PROBLEM TO WORK ON:
Leave out the pictures and print only the lines from the one with "Output the component" through the one with "string; value: string;", exactly as they are.

RECORDS SHOWN:
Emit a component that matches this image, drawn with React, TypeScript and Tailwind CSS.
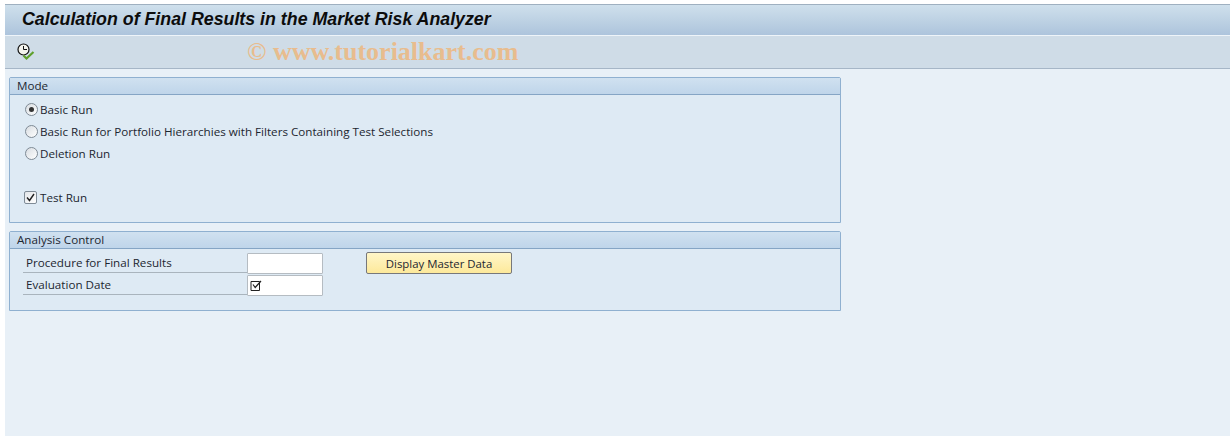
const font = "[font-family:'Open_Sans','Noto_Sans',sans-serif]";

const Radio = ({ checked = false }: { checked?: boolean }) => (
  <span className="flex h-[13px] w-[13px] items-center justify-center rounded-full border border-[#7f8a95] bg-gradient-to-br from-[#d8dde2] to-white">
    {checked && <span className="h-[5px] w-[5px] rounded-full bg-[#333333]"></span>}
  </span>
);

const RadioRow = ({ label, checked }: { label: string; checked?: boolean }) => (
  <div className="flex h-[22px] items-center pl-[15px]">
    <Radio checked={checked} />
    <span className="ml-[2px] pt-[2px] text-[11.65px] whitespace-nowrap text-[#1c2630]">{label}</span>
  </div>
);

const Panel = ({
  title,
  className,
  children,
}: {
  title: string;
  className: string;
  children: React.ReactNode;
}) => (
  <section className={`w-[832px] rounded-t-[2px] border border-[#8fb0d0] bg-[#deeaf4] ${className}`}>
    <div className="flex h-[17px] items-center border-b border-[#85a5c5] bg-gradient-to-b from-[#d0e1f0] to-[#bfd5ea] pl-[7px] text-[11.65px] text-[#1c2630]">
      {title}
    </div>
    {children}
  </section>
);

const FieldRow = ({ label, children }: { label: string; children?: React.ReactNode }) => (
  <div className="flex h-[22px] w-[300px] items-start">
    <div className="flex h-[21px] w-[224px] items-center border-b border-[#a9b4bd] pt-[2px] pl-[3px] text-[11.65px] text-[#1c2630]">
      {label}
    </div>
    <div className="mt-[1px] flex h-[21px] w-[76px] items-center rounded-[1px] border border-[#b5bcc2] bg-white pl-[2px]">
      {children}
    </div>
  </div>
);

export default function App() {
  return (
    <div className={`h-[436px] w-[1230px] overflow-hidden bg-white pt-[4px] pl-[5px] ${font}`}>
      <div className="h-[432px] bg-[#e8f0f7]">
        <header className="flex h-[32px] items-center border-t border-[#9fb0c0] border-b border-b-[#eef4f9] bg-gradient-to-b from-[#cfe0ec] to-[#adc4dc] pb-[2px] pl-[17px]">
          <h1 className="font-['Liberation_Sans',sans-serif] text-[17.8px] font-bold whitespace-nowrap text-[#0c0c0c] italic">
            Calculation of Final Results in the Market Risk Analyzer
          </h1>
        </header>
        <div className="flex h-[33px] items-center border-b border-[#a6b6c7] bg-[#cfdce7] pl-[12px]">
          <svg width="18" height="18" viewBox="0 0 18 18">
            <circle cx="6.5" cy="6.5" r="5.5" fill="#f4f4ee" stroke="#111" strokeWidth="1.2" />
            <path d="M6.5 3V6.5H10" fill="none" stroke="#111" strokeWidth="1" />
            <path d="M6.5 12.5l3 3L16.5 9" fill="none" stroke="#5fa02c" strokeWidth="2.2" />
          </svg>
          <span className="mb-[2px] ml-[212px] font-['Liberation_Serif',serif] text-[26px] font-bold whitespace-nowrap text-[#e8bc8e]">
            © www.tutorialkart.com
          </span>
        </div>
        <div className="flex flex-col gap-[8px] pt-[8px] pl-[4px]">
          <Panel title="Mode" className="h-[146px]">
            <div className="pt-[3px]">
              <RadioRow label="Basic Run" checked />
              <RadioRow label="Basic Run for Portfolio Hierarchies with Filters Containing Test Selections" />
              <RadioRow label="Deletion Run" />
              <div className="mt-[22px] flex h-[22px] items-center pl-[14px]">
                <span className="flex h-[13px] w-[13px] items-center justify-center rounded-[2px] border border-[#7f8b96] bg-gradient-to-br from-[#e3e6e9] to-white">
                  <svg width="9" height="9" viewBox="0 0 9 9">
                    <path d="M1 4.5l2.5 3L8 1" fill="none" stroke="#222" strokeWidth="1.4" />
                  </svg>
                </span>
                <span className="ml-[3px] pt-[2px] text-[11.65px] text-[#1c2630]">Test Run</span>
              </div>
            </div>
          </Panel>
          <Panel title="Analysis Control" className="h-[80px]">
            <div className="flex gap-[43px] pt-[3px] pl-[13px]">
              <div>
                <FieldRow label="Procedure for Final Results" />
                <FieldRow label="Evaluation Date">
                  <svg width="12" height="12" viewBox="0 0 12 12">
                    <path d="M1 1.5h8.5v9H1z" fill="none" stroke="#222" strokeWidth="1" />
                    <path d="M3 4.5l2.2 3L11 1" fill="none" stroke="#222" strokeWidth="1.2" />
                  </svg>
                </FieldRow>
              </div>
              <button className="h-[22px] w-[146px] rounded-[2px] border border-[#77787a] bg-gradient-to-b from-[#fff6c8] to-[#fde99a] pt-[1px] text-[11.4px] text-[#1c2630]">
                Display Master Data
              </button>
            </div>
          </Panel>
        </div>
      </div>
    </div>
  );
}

==

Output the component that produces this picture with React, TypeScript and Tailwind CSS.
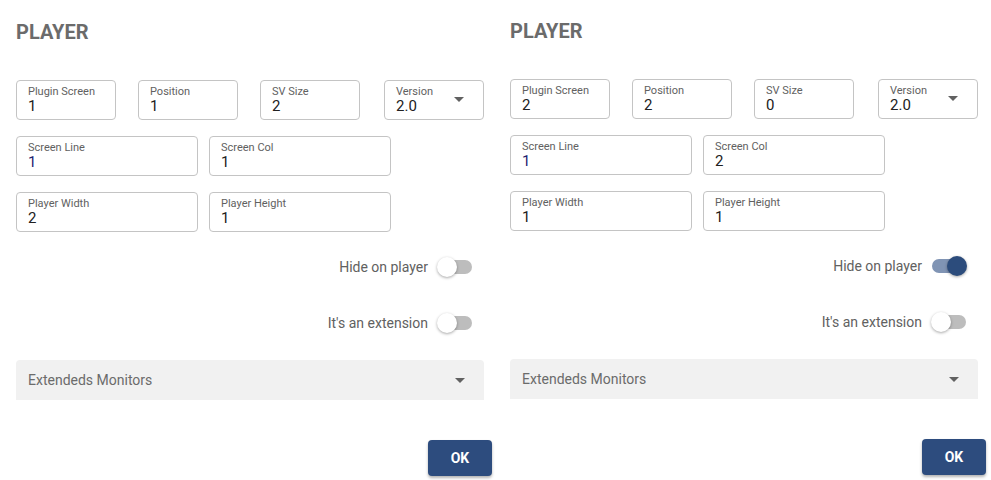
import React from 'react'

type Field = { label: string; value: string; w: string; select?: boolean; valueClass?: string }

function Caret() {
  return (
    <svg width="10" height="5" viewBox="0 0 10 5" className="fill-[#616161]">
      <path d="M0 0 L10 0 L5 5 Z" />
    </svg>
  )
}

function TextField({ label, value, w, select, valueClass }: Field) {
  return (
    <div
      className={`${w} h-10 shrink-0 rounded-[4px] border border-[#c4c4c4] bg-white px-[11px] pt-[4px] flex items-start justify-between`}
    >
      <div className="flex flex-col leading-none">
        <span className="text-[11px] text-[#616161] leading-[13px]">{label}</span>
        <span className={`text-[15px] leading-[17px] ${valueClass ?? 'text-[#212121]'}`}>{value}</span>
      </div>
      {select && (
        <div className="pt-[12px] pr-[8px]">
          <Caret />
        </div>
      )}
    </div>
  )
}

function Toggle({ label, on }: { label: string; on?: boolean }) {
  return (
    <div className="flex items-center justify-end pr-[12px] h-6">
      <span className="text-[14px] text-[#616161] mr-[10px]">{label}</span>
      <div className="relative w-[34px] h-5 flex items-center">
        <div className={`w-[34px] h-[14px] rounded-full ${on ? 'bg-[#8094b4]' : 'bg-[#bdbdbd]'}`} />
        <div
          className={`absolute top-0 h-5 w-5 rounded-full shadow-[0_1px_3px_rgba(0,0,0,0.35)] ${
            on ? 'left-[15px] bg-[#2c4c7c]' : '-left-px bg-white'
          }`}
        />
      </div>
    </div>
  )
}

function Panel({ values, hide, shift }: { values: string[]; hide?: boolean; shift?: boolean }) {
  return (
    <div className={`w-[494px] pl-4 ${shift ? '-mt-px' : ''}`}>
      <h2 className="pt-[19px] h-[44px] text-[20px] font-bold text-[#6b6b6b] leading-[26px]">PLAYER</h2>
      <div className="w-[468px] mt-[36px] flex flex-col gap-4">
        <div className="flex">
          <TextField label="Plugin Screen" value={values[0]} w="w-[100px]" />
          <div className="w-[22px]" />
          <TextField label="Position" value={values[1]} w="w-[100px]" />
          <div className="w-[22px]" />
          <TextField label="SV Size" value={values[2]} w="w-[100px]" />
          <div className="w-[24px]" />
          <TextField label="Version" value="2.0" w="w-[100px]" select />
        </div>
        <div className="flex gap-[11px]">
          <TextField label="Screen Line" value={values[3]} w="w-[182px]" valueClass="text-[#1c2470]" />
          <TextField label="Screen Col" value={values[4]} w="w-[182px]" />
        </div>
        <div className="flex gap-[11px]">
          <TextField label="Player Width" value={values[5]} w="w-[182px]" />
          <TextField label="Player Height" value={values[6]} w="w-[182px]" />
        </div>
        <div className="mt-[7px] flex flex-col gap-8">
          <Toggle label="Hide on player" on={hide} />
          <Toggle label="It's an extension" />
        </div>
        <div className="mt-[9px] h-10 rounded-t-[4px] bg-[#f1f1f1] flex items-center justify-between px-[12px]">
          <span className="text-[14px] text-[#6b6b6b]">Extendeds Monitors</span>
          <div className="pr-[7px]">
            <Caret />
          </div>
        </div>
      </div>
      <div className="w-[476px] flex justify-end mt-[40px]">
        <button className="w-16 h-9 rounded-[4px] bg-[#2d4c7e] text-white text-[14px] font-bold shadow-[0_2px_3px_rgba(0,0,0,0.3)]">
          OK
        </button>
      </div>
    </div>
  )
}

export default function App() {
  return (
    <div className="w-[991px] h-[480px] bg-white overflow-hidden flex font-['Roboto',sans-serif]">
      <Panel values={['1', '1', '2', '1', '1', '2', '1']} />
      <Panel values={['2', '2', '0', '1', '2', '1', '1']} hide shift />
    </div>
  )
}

TASK OUTPUT:
Output the component that produces this picture with React, TypeScript and Tailwind CSS.
import React from 'react'

type Field = { label: string; value: string; w: string; select?: boolean; valueClass?: string }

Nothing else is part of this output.